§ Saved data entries
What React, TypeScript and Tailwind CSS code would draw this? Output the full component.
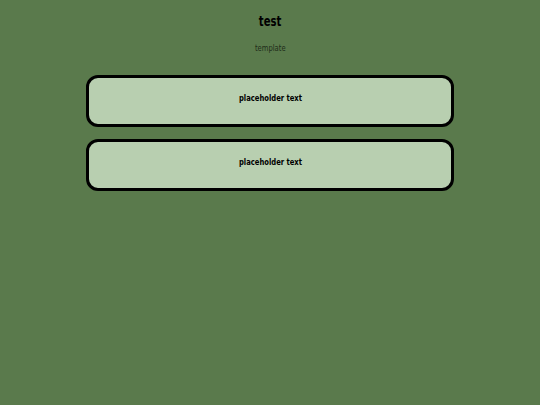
import React from "react";

const cards = ["placeholder text", "placeholder text"];

const App = () => {
  return (
    <div
      className="min-h-[405px] w-full bg-[#5a7a4c] pt-[12px] flex flex-col items-center"
      style={{ fontFamily: '"DejaVu Sans Condensed", "DejaVu Sans", sans-serif' }}
    >
      <h1 className="text-[14px] font-bold leading-[18px] text-black [font-stretch:condensed] scale-x-[0.8]">test</h1>
      <p className="mt-[12px] text-[9px] leading-[12px] text-[#1f2d1a] [font-stretch:condensed] scale-x-[0.84]">template</p>
      <div className="mt-[21px] flex w-[368px] flex-col gap-[12px]">
        {cards.map((label, index) => (
          <div
            key={index}
            className="flex h-[52px] justify-center rounded-[12px] border-[3px] border-black bg-[#b8cfb0] pt-[14px]"
          >
            <span className="inline-block h-[12px] text-[9px] leading-[12px] font-bold text-black [font-stretch:condensed] scale-x-[0.84]">
              {label}
            </span>
          </div>
        ))}
      </div>
    </div>
  );
};

export default App;
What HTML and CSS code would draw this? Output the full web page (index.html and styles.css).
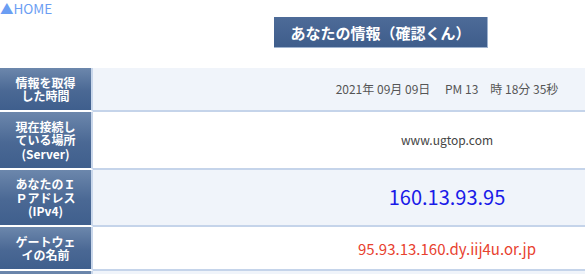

§ TASK BRIEF
Gather all lines where the word "What" appears.

§ EXERCISE RESPONSE
What React, TypeScript and Tailwind CSS code would draw this? Output the full component.
What HTML and CSS code would draw this? Output the full web page (index.html and styles.css).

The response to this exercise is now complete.